Day 1 - Unpaid afterhours


The plan: A menial day job simulator where you pursue rogueish metagoals while trying not to get fired. Or should I say villainous metagoals?


At the end of an exhausting day I finally downloaded and loaded Godot 4.0 a few minutes before midnight, the start time agreed with my reoccurring partner in corporate crime, Seilburg. It crashed. Trying again, it crashed or froze every time. I was hoping to delay starting (again), but no, he'd already started!

Of course I hadn't bothered to learn or test the new engine (released just 3 days earlier) beforehand. I'd been hoping to use the OHRRPGCE instead, but the critical engine features I wanted are still unfinished.

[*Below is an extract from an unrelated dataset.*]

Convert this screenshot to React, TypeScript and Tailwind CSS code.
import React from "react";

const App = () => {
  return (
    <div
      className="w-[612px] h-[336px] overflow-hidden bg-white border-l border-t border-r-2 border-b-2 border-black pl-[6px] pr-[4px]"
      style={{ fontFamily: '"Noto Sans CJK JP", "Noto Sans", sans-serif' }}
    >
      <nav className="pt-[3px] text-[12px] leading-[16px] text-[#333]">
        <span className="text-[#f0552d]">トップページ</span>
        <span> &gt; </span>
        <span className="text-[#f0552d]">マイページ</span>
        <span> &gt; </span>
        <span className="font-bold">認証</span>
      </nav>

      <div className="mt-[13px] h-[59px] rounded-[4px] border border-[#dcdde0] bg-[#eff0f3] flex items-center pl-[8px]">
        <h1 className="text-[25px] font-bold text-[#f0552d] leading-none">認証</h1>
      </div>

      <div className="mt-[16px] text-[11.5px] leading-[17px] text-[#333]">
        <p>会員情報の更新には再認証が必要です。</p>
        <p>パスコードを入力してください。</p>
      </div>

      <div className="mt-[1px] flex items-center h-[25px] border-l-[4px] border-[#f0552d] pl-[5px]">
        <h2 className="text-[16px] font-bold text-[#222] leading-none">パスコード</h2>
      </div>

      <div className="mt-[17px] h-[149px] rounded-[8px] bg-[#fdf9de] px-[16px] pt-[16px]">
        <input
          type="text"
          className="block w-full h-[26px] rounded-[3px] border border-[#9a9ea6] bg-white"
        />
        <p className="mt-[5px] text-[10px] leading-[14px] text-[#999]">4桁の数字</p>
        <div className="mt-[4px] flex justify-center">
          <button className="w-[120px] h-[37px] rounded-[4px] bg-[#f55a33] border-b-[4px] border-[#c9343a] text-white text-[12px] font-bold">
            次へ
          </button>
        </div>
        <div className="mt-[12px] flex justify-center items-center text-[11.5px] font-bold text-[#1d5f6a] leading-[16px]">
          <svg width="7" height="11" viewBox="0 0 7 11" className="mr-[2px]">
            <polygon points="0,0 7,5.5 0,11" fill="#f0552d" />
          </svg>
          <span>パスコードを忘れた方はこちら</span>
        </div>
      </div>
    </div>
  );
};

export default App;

The crashes seemed to be caused by a broken Mesa (OpenGL/Vulkan) install, and luckily I do a poor job maintaining my multilib Linux distro, so I actually have two Mesas which are different versions. So a 32-bit build of Godot worked! Only one hour wasted.

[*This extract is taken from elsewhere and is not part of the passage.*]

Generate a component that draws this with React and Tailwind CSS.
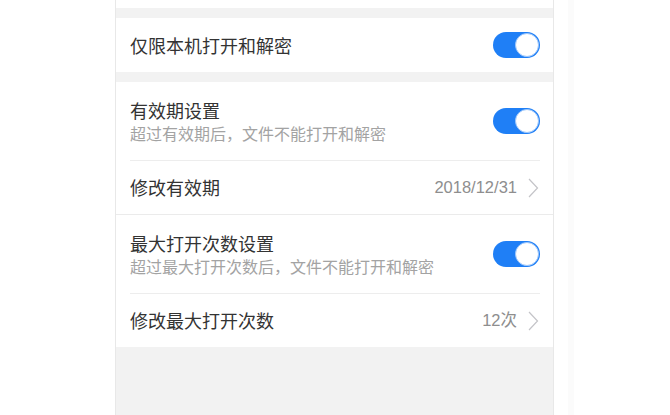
import React, { useState } from 'react';

const font = { fontFamily: '"Noto Sans CJK SC", "Noto Sans", sans-serif' };

const Toggle = ({ on, onChange }) => (
  <button
    type="button"
    onClick={onChange}
    className={`relative w-[47px] h-[26px] rounded-full shrink-0 transition ${on ? 'bg-[#1f7ff6]' : 'bg-[#e5e5ea]'}`}
  >
    <span
      className={`absolute top-[1px] w-[24px] h-[24px] rounded-full bg-white border border-[#9cc6fb] transition-all ${on ? 'right-[1px]' : 'left-[1px]'}`}
    />
  </button>
);

const Chevron = () => (
  <svg width="11" height="20" viewBox="0 0 11 20" className="shrink-0 ml-[11px]">
    <path d="M1 1 L9.5 10 L1 19" fill="none" stroke="#c4c4c8" strokeWidth="1.2" />
  </svg>
);

const SwitchRow = ({ title, sub, on, onChange }) => (
  <div className="flex items-center justify-between h-[78px] pl-[14px] pr-[13px]">
    <div className="flex flex-col">
      <span className="text-[18px] leading-[24px] text-[#333]">{title}</span>
      <span className="text-[16px] leading-[22px] text-[#a3a3a3]">{sub}</span>
    </div>
    <Toggle on={on} onChange={onChange} />
  </div>
);

const LinkRow = ({ title, value }) => (
  <div className="flex items-center justify-between h-[53px] pl-[14px] pr-[14px]">
    <span className="text-[18px] text-[#333]">{title}</span>
    <div className="flex items-center">
      <span className="text-[16.5px] text-[#8e8e8e]" style={{ fontFamily: '"Liberation Sans", "Noto Sans CJK SC", sans-serif' }}>{value}</span>
      <Chevron />
    </div>
  </div>
);

const App = () => {
  const [local, setLocal] = useState(true);
  const [expiry, setExpiry] = useState(true);
  const [maxOpen, setMaxOpen] = useState(true);

  return (
    <div className="w-[670px] h-[415px] bg-white overflow-hidden flex" style={font}>
      <div className="w-[439px] ml-[115px] h-full flex flex-col border-x border-[#e8e8e8] bg-[#f2f2f2]">
        <div className="h-[8px] bg-white" />
        <div className="h-[10px]" />
        <div className="flex items-center justify-between h-[54px] bg-white pl-[14px] pr-[13px]">
          <span className="text-[18px] text-[#333]">仅限本机打开和解密</span>
          <Toggle on={local} onChange={() => setLocal(!local)} />
        </div>
        <div className="h-[10px]" />
        <div className="bg-white">
          <SwitchRow
            title="有效期设置"
            sub="超过有效期后，文件不能打开和解密"
            on={expiry}
            onChange={() => setExpiry(!expiry)}
          />
          <div className="h-px bg-[#ededed] mx-[14px] mr-[13px]" />
          <LinkRow title="修改有效期" value="2018/12/31" />
          <div className="h-px bg-[#ebebeb]" />
          <SwitchRow
            title="最大打开次数设置"
            sub="超过最大打开次数后，文件不能打开和解密"
            on={maxOpen}
            onChange={() => setMaxOpen(!maxOpen)}
          />
          <div className="h-px bg-[#ededed] mx-[14px] mr-[13px]" />
          <LinkRow title="修改最大打开次数" value="12次" />
        </div>
        <div className="flex-1" />
      </div>
      <div className="w-[6px] ml-[14px] h-full bg-[#fbfbfb]" />
    </div>
  );
};

export default App;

Next I tried porting my favourite utility code and other code from last year's 7DRL to the new engine. The changes needed were small but it took me hours to get my footing. I oft think of John Carmack reputedly always writing each of his (earlier) games from scratch instead of trying to reuse code. I used to think this was crazy, but I see the wisdom of it today. By reusing code from one game to another (this is our 5th 7DRL, always built on the previous) I hoped the code would improve over time, but in fact it's prevented me from finding better solutions and accumulated cruft. This time I've reused much less, and spent hours of the first day trying to write clean code or improve what I have.



After seeing dawn and getting some sleep, by the end of the day I had a message system, turn queue, wandering NPCs and basic player movement, while Seilburg focused on UI and graphics. I thought this was our best Day 1 yet, but it turns out last year we had far more by the end of the day. Suddenly I'm worried.